On se demande ce que l'Angleterre gagnera à tout ceci. Elle pouvait recouvrer le Hanovre, garder le cap de Bonne-Espérance, conserver Malte, faire une paix honorable et rendre la tranquillité au monde. Elle a voulu exciter la Prusse contre la France, pousser l'Empereur et la France à bout. Eh bien, elle a conduit la Prusse à sa ruine, procuré à l'Empereur une plus grande gloire, à la France une plus grande puissance, et le temps approche où l'on pourra déclarer l'Angleterre en état de blocus continental. Est-ce donc avec du sang que les Anglais ont espéré alimenter leur commerce et ranimer leur industrie ? De grands malheurs peuvent fondre sur l'Angleterre. L'Europe les attribuera à la perte de ce ministre, honnête homme, qui voulait gouverner par des idées grandes et libérales, et que le peuple anglais pleurera un jour avec des larmes de sang.

Les colonnes francaises sont déjà en marche sur Potsdam et Berlin. Les députés de Potsdam sont arrivés pour demander une sauvegarde.

Le quartier général est aujourd'hui à Wittenberg.

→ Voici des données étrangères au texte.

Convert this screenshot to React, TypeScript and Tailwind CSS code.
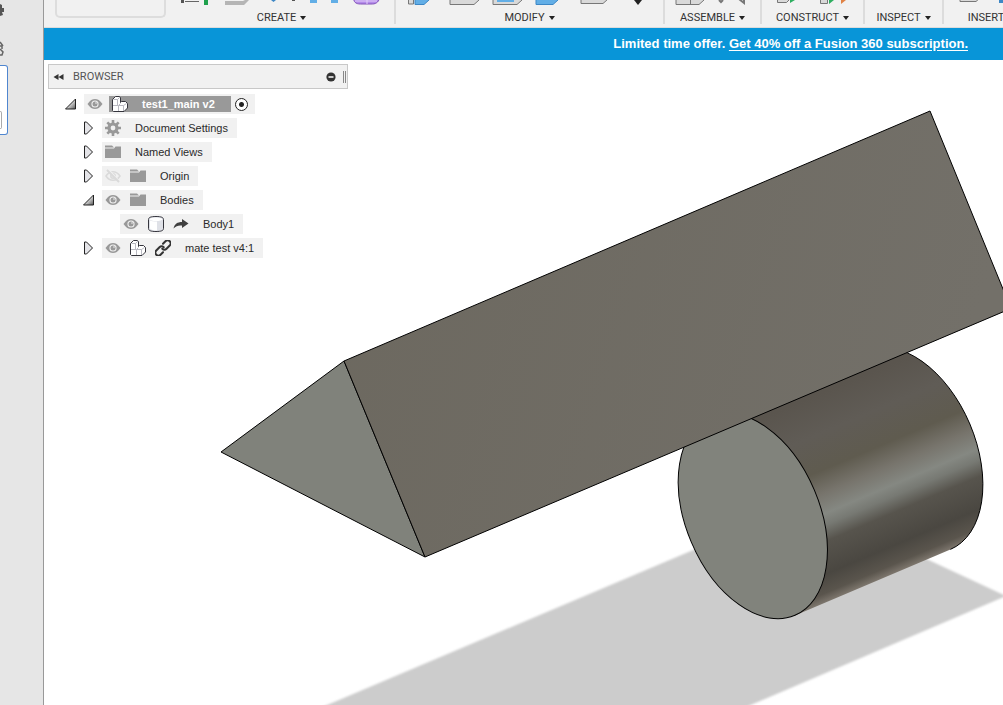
import React from 'react';

type IconName = 'eye' | 'eyeOff' | 'component' | 'gear' | 'folder' | 'body' | 'share' | 'link';

interface TreeNode {
  label: string;
  icons: IconName[];
  indent: string;
  toggle?: 'open' | 'closed';
  root?: boolean;
}

const nodes: TreeNode[] = [
  { label: 'test1_main v2', icons: ['eye', 'component'], indent: 'pl-[18px]', toggle: 'open', root: true },
  { label: 'Document Settings', icons: ['gear'], indent: 'pl-9', toggle: 'closed' },
  { label: 'Named Views', icons: ['folder'], indent: 'pl-9', toggle: 'closed' },
  { label: 'Origin', icons: ['eyeOff', 'folder'], indent: 'pl-9', toggle: 'closed' },
  { label: 'Bodies', icons: ['eye', 'folder'], indent: 'pl-9', toggle: 'open' },
  { label: 'Body1', icons: ['eye', 'body', 'share'], indent: 'pl-[72px]' },
  { label: 'mate test v4:1', icons: ['eye', 'component', 'link'], indent: 'pl-9', toggle: 'closed' },
];

const Icon = ({ name }: { name: IconName }) => (
  <svg viewBox="0 0 16 16" className="h-4 w-4 shrink-0" fill="none">
    {name === 'gear' && (
      <g stroke="#999">
        <circle cx="8" cy="8" r="4" strokeWidth="3.2" />
        <path
          d="M8 0v3M8 13v3M0 8h3M13 8h3M2.300 2.300l2.200 2.200M11.500 11.500l2.200 2.200M2.300 13.700l2.200-2.200M11.500 4.500l2.200-2.200"
          strokeWidth="2.600"
        />
      </g>
    )}
    {name === 'eye' && (
      <>
        <path d="M0.500 8C3 4.300 5.400 3 8 3s5 1.300 7.500 5C13 11.700 10.600 13 8 13S3 11.700 0.500 8Z" fill="#999" />
        <circle cx="8" cy="8" r="3.600" fill="#f1f1f1" />
        <circle cx="8" cy="8" r="2.500" fill="#999" />
        <circle cx="9" cy="7" r="0.800" fill="#f1f1f1" />
      </>
    )}
    {name === 'eyeOff' && (
      <g stroke="#dadada" strokeWidth="1.500">
        <path d="M1 8c2-3 4.500-4.300 7-4.300S13 5 15 8c-2 3-4.500 4.300-7 4.300S3 11 1 8Z" />
        <circle cx="8" cy="8" r="2.200" />
        <path d="M3.500 1.500l11 12" stroke="#f1f1f1" />
        <path d="M2 2l12 12" strokeWidth="2" />
      </g>
    )}
    {name === 'folder' && (
      <>
        <path d="M0 1.500h7l2 2H0Z" fill="#999" />
        <path d="M0 4.500h9l1.500-2H16V14H0Z" fill="#999" />
      </>
    )}
    {name === 'component' && (
      <>
        <path
          d="M0.500 3.500l3-3h4l1 1v5l1-1h4l2 2V12l-3.500 3.500h-10.500l-1-1Z"
          fill="#fff"
          stroke="#35353d"
          strokeLinejoin="round"
        />
        <path d="M1 9.500h5.500v5.500M1.500 3.500h4v5.500M5.500 3.500l2.500-2.500M6.500 9.500l2-2M7 9.500h4.500v5.500M11.500 9.500l3-2" stroke="#b9b9c1" />
      </>
    )}
    {name === 'body' && (
      <>
        <path d="M0.500 3.500c0-2 2-3 7.500-3s7.500 1 7.500 3v9c0 2-2 3-7.500 3s-7.500-1-7.500-3Z" fill="#dfe1e7" stroke="#35353d" />
        <path d="M2 4.500v8c1.500 1.500 3.500 2 7 2V5.500c-3 0-5.500-0.300-7-1Z" fill="#fff" />
        <ellipse cx="8" cy="3.200" rx="6.200" ry="1.700" fill="#fff" />
      </>
    )}
    {name === 'share' && <path d="M0.500 12.500C1.500 8 4.500 6 9 6V3l6.500 4.500L9 12V9.500C5.500 9 3 10 0.500 12.500Z" fill="#404040" />}
    {name === 'link' && (
      <g stroke="#333" strokeWidth="2" strokeLinecap="round" transform="rotate(-45 8 8)">
        <path d="M5 11H1.500a3 3 0 0 1 0-6H6a3 3 0 0 1 3 3" />
        <path d="M11 5h3.500a3 3 0 0 1 0 6H10a3 3 0 0 1-3-3" />
      </g>
    )}
  </svg>
);

const Toggle = ({ state }: { state: 'open' | 'closed' }) => (
  <button aria-label={state === 'open' ? 'Collapse' : 'Expand'} className="flex h-5 w-[18px] shrink-0 items-center">
    <svg viewBox="0 0 12 14" className="h-3.5 w-3 overflow-visible">
      <defs>
        <linearGradient id="toggle" x1="0" y1="0" x2="1" y2="1">
          <stop offset="0.4" stopColor="#eee" />
          <stop offset="1" stopColor="#555" />
        </linearGradient>
      </defs>
      {state === 'open' ? (
        <path d="M9.500 2v10H-0.500Z" fill="url(#toggle)" stroke="#222" />
      ) : (
        <path d="M0.500 1h2l6 6-6 6H0.500Z" fill="#e4e4e8" stroke="#222" />
      )}
    </svg>
  </button>
);

const TreeRow = ({ node }: { node: TreeNode }) => (
  <li className={`flex h-5 items-center ${node.indent}`}>
    {node.toggle && <Toggle state={node.toggle} />}
    {node.root ? (
      <div className="flex h-5 items-center bg-[#f1f1f1] pl-[3px] pr-[7px]">
        <Icon name="eye" />
        <span className="ml-1.5 flex h-4 items-center bg-[#999] pl-[3px] pr-4 font-bold text-white">
          <Icon name="component" />
          <span className="ml-3.5">{node.label}</span>
        </span>
        <input
          type="radio"
          defaultChecked
          aria-label="Activate component"
          className="ml-1 h-[13px] w-[13px] appearance-none rounded-full border border-[#222] bg-[radial-gradient(circle,#222_2px,#fff_3px)]"
        />
      </div>
    ) : (
      <div className="flex h-5 items-center gap-[9px] bg-[#f1f1f1] pl-[3px] pr-[9px]">
        {node.icons.map((name) => (
          <Icon key={name} name={name} />
        ))}
        <span className="ml-[5px]">{node.label}</span>
      </div>
    )}
  </li>
);

const Browser = () => (
  <section className="relative w-[304px] pl-1 pt-1 text-[11px] leading-4 text-[#2a2a2a]">
    <header className="flex h-[25px] items-center border border-[#c8c8c8] bg-[#f1f1f1] pl-1 pr-px text-[#555]">
      <button aria-label="Hide browser" className="text-[#333]">
        <svg viewBox="0 0 12 8" className="h-2 w-3" fill="currentColor">
          <path d="M5.500 1v6L0.500 4ZM10.500 1v6L5.500 4Z" />
        </svg>
      </button>
      <h2 className="ml-2 flex-1 font-[Roboto]">BROWSER</h2>
      <button aria-label="Browser options" className="mr-[7px]">
        <svg viewBox="0 0 10 10" className="h-2.5 w-2.5">
          <circle cx="5" cy="5" r="4.600" fill="#333" />
          <path d="M2.500 5h5" stroke="#fff" strokeWidth="1.500" />
        </svg>
      </button>
      <span className="h-3 w-[3px] border-x border-[#888]" />
    </header>
    <ul className="flex flex-col gap-1 pt-[5px]">
      {nodes.map((node) => (
        <TreeRow key={node.label} node={node} />
      ))}
    </ul>
  </section>
);

const Model = () => (
  <svg viewBox="44 60 959 645" preserveAspectRatio="xMinYMin slice" className="absolute inset-0 h-full w-full">
    <defs>
      <linearGradient id="side" gradientUnits="userSpaceOnUse" x1="710.700" y1="416.600" x2="794.900" y2="615.400">
        <stop offset="0.1" stopColor="#5a554e" />
        <stop offset="0.27" stopColor="#605c56" />
        <stop offset="0.43" stopColor="#5f5b4f" />
        <stop offset="0.53" stopColor="#77746c" />
        <stop offset="0.62" stopColor="#858882" />
        <stop offset="0.67" stopColor="#777973" />
        <stop offset="0.74" stopColor="#57544d" />
        <stop offset="0.88" stopColor="#4a4741" />
        <stop offset="0.96" stopColor="#5a554d" />
        <stop offset="1" stopColor="#7d766d" />
      </linearGradient>
      <linearGradient id="face" x1="0" y1="0" x2="1" y2="0.2">
        <stop offset="0" stopColor="#6c685f" />
        <stop offset="1" stopColor="#737069" />
      </linearGradient>
      <filter id="soft" x="-5%" y="-5%" width="110%" height="110%">
        <feGaussianBlur stdDeviation="1" />
      </filter>
    </defs>
    <path d="M280 725L790 509L920 556L1006 596L704 725Z" fill="#ccc" filter="url(#soft)" />
    <path d="M710.700 416.600L866.200 350.600A107.900 66.800 67 0 1 950.400 549.400L794.900 615.400Z" fill="url(#side)" />
    <path d="M866.200 350.600A107.900 66.800 67 0 1 950.400 549.400" fill="none" stroke="#000" />
    <ellipse cx="752.800" cy="516" rx="107.900" ry="66.800" transform="rotate(67 752.800 516)" fill="#81837c" stroke="#000" />
    <g stroke="#000" strokeLinejoin="round">
      <path d="M221 452L344 361L425 557Z" fill="#80827b" />
      <path d="M344 361L930 111L1011 308.500L425 557Z" fill="url(#face)" />
    </g>
  </svg>
);

const Box = ({ x, w, blue, bottom = 5 }: { x: number; w: number; blue?: boolean; bottom?: number }) => (
  <path
    d={`M${x} -6V${bottom - 0.5}H${x + w - 5}L${x + w} ${bottom - 5}V-6Z`}
    fill={blue ? '#62aee6' : '#d9d9d9'}
    stroke={blue ? '#3d87c5' : '#777'}
  />
);

const toolbarGroups = [
  {
    label: 'CREATE',
    width: 'w-[227px]',
    art: (
      <>
        <path d="M12 0h3v3h-3Z" fill="#555" />
        <path d="M16 1.500h14" stroke="#666" />
        <path d="M35 0h4v5h-4Z" fill="#1fa04c" />
        <path d="M56 1h18l2-1h4l-5 5H56Z" fill="#b5b5b5" />
        <path d="M102 0h5l-2.500 2Z" fill="#3d87c5" />
        <path d="M123 0h3v1h-3Z" fill="#555" />
        <path d="M141 0h7v3h-7ZM162 0h7v3h-7Z" fill="#62aee6" />
        <path d="M184.500 -3c0 5 2 7 7 7h12c4 0 7-3 7-7Z" fill="#b48bea" stroke="#8253b9" />
        <path d="M198 -3v7M186 1h22" stroke="#e3d0fa" />
      </>
    ),
  },
  {
    label: 'MODIFY',
    width: 'w-[269px]',
    art: (
      <>
        <path d="M12.500 -2v6h5v-6Z" fill="#d9d9d9" stroke="#777" />
        <Box x={19} w={14} blue />
        <Box x={54} w={29} />
        <Box x={97} w={29} />
        <path d="M101 0h17v2h-17Z" fill="#62aee6" />
        <Box x={140} w={22} blue />
        <Box x={185} w={27} bottom={4} />
        <path d="M238 0h8l-4 5Z" fill="#222" />
      </>
    ),
  },
  {
    label: 'ASSEMBLE',
    width: 'w-[97px]',
    art: (
      <>
        <Box x={11} w={28} />
        <path d="M25.500 0v4" stroke="#777" />
        <path d="M54 0l2 2 2-2M74 -1l5 4v-4" fill="none" stroke="#777" strokeWidth="2" />
      </>
    ),
  },
  {
    label: 'CONSTRUCT',
    width: 'w-[103px]',
    art: (
      <>
        <path d="M15.500 -2v4.500h9l4-4Z" fill="#d9d9d9" stroke="#777" />
        <path d="M28 0h5l-5 3ZM67 0h5l-5 4Z" fill="#2eae60" />
        <path d="M58.500 -2v5.500h7v-5.500Z" fill="#d9d9d9" stroke="#777" />
        <path d="M79 0h5l-5 4Z" fill="#e08244" />
      </>
    ),
  },
  { label: 'INSPECT', width: 'w-[79px]', art: null },
  {
    label: 'INSERT',
    width: 'w-24',
    art: (
      <>
        <Box x={16} w={21} bottom={2} />
        <path d="M55 0h14v3h-14Z" fill="#3d87c5" />
      </>
    ),
  },
];

const Toolbar = () => (
  <nav className="flex h-7 overflow-hidden border-b border-[#dcdcdc] bg-[#f1f1f1]">
    <div className="w-[125px] shrink-0 pl-[11px]">
      <div className="h-[18px] w-[111px] rounded-b-[5px] border-2 border-t-0 border-[#ddd]" />
    </div>
    {toolbarGroups.map((group) => (
      <div key={group.label} className={`flex h-6 shrink-0 flex-col border-r-2 border-[#dcdcdc] ${group.width}`}>
        <svg className="h-2.5 w-full shrink-0">{group.art}</svg>
        <button className="flex h-4 items-center justify-center gap-1 font-[Roboto] text-[11px] leading-4 text-[#333]">
          {group.label}
          <svg viewBox="0 0 6 4" className="h-1 w-1.5">
            <path d="M0 0h6L3 4Z" fill="#222" />
          </svg>
        </button>
      </div>
    ))}
  </nav>
);

const Sidebar = () => (
  <aside className="w-11 shrink-0 overflow-hidden border-r border-[#999] bg-[#e6e6e6]">
    <div className="flex h-[65px] flex-col">
      <svg className="h-full w-2">
        <path d="M0 4l2 1v3h2v4H2l1 3-3 1Z" fill="#555" />
        <path d="M0 42l3 4M0 46h2v3M0 49l3 3-1 3H0" fill="none" stroke="#666" strokeWidth="1.500" />
      </svg>
    </div>
    <div className="h-[70px] w-2 rounded-r-[3px] border border-l-0 border-[#4f86cf] bg-white pt-[45px]">
      <div className="h-[18px] w-0.5 rounded-r border border-l-0 border-[#aaa]" />
    </div>
  </aside>
);

const App = () => {
  return (
    <div className="flex min-h-screen bg-white font-['Liberation_Sans',Arial,sans-serif]">
      <Sidebar />
      <div className="flex min-w-0 flex-1 flex-col">
        <Toolbar />
        <div className="flex h-8 items-center justify-end bg-[#0895d8] pr-[35px] text-[13px] font-bold leading-4 text-white">
          <p>
            Limited time offer.{' '}
            <a href="#subscribe" className="underline underline-offset-2">
              Get 40% off a Fusion 360 subscription.
            </a>
          </p>
        </div>
        <main className="relative flex-1 overflow-hidden">
          <Model />
          <Browser />
        </main>
      </div>
    </div>
  );
};

export default App;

Wittenberg, 23 octobre 1806

Au prince Eugène

Mon fils, vous avez envoyé un bataillon de dragons à Ancone; vous avez ainsi organisé ces régiments de manière qu’ils n’ont pas d’hommes pour monter les chevaux que je leur envoie; cependant ce qui m’importe, c’est d’avoir de la cavalerie; faites donc rentrer ces détachements à leurs corps. Veillez à ce que les dépôts des régiments de cavalerie de l’armée de Naples aient chacun 200 chevaux sellés et exercés, ce qui vous ferait 12 ou 14 escadrons qui vous seraient d’une grande utilité. Il serait même convenable, s’ils ont des hommes, qu’on augmentât le nombre des chevaux.